Teens were supportive of protections for younger children consistent with New Zealand research. Levi (pre-teen) said:
There’s probably a certain age that’s too young to see certain things like violence or sexually explicit content like pornography.
However, they also argue that for older teens there may be benefit to accessing both sexual content and social media for educational purposes, particularly for sexual information.
Teens argue that independence and autonomy is key in these crucial years of development as emerging adults. Tiffany said
[Teens] can’t really be their own person if somebody doesn’t have trust in them and let them have their own independence. It’s a necessity for somebody to be able to grow into their own person.
Many participants stressed they are able to self-regulate. Arguably, teens will inevitably access content, whether it be social media or sexual content online, and benefit from chances to build these skills.
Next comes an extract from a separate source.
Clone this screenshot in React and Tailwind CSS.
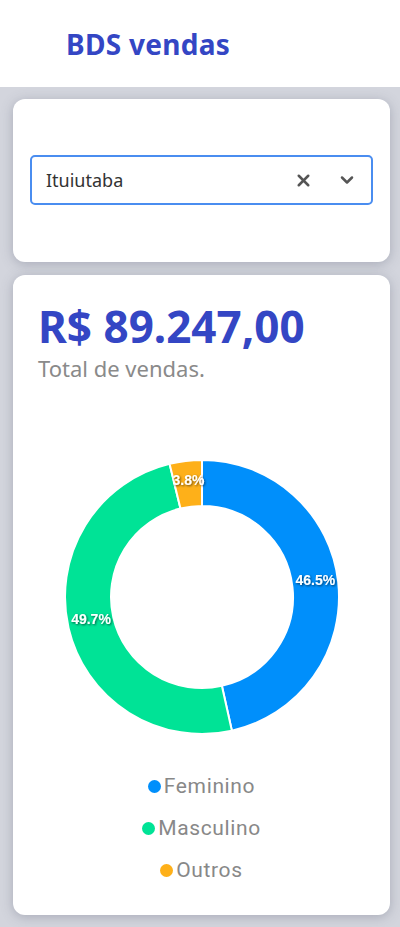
import { X, ChevronDown } from 'lucide-react';

const slices = [
  { label: 'Feminino', value: 46.5, color: '#008ffb' },
  { label: 'Masculino', value: 49.7, color: '#00e396' },
  { label: 'Outros', value: 3.8, color: '#feb019' },
];

const CX = 137;
const CY = 137;
const R = 137;
const RI = 91;

function pt(r, deg) {
  const a = ((deg - 90) * Math.PI) / 180;
  return [CX + r * Math.cos(a), CY + r * Math.sin(a)];
}

function arc(start, end) {
  const large = end - start > 180 ? 1 : 0;
  const [x1, y1] = pt(R, start);
  const [x2, y2] = pt(R, end);
  const [x3, y3] = pt(RI, end);
  const [x4, y4] = pt(RI, start);
  return `M${x1} ${y1} A${R} ${R} 0 ${large} 1 ${x2} ${y2} L${x3} ${y3} A${RI} ${RI} 0 ${large} 0 ${x4} ${y4} Z`;
}

function Donut() {
  let acc = 0;
  const parts = slices.map((s) => {
    const start = acc;
    const end = acc + (s.value / 100) * 360;
    acc = end;
    const [lx, ly] = pt((R + RI) / 2, (start + end) / 2);
    return { ...s, d: arc(start, end), lx, ly };
  });
  return (
    <svg width="274" height="274" viewBox="0 0 274 274" className="overflow-visible">
      <defs>
        <filter id="lblShadow" x="-20%" y="-40%" width="140%" height="180%">
          <feDropShadow dx="1" dy="1" stdDeviation="1" floodColor="#000" floodOpacity="0.6" />
        </filter>
      </defs>
      {parts.map((p) => (
        <path key={p.label} d={p.d} fill={p.color} stroke="#fff" strokeWidth="2" />
      ))}
      {parts.map((p) => (
        <text
          key={p.label + 't'}
          x={p.lx}
          y={p.ly - 4}
          textAnchor="middle"
          dominantBaseline="central"
          fill="#fff"
          fontSize="14"
          fontWeight="700"
          fontFamily="'Liberation Sans', Arial, sans-serif"
          filter="url(#lblShadow)"
        >
          {p.value}%
        </text>
      ))}
    </svg>
  );
}

export default function App() {
  return (
    <div className="min-h-[927px] bg-[#d3d5dd] font-['Noto_Sans',sans-serif]">
      <header className="h-[87px] bg-white flex items-center pl-[66px]">
        <h1 className="text-[28px] font-bold text-[#3446c4] tracking-[0.01em]">BDS vendas</h1>
      </header>

      <main className="pl-[13px] pr-[10px] pt-[12px] pb-[12px] flex flex-col gap-[13px]">
        <section className="bg-white rounded-xl shadow-[0_2px_12px_rgba(90,95,115,0.35)] px-[17px] pt-[56px] pb-[57px]">
          <div className="h-[50px] border-2 border-[#4a8df0] rounded-[5px] flex items-center pl-[14px] pr-[14px]">
            <span className="flex-1 text-[18px] text-[#333]">Ituiutaba</span>
            <X className="w-[19px] h-[19px] text-[#555] mr-[24px]" strokeWidth={3.2} />
            <ChevronDown className="w-[20px] h-[20px] text-[#555]" strokeWidth={3} />
          </div>
        </section>

        <section className="bg-white rounded-xl shadow-[0_2px_12px_rgba(90,95,115,0.35)] px-[25px] pt-[27px] pb-[32px]">
          <div className="text-[44px] leading-[48px] font-bold text-[#3446c4]">R$ 89.247,00</div>
          <div className="text-[22px] leading-[30px] text-[#8a8a8a] mt-[3px]">Total de vendas.</div>

          <div className="flex justify-center mt-[77px]">
            <Donut />
          </div>

          <ul className="mt-[40px] flex flex-col items-center gap-[17px] font-['Roboto',sans-serif]">
            {slices.map((s) => (
              <li key={s.label} className="flex items-center gap-[3px] text-[21px] leading-[25px] tracking-[0.03em] text-[#888]">
                <span className="w-[13px] h-[13px] rounded-full" style={{ backgroundColor: s.color }} />
                {s.label}
              </li>
            ))}
          </ul>
        </section>
      </main>
    </div>
  );
}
What lessons need to be learned?
Such measures often overlook young people’s fundamental rights, including their sexual rights, and policymakers need to consider the views of young people themselves. Until recently, these views have been strikingly absent from these debates but represent valuable contributions that should be appropriately considered and integrated into future plans.
Findings indicate there is a growing need to separate older teens from children in policy. Teens also overwhemingly recognised education (including digital literacy and lessons relating to sexual health and behaviours) in offline and online spaces as powerful tools – that should not be withheld or restricted unnecessarily.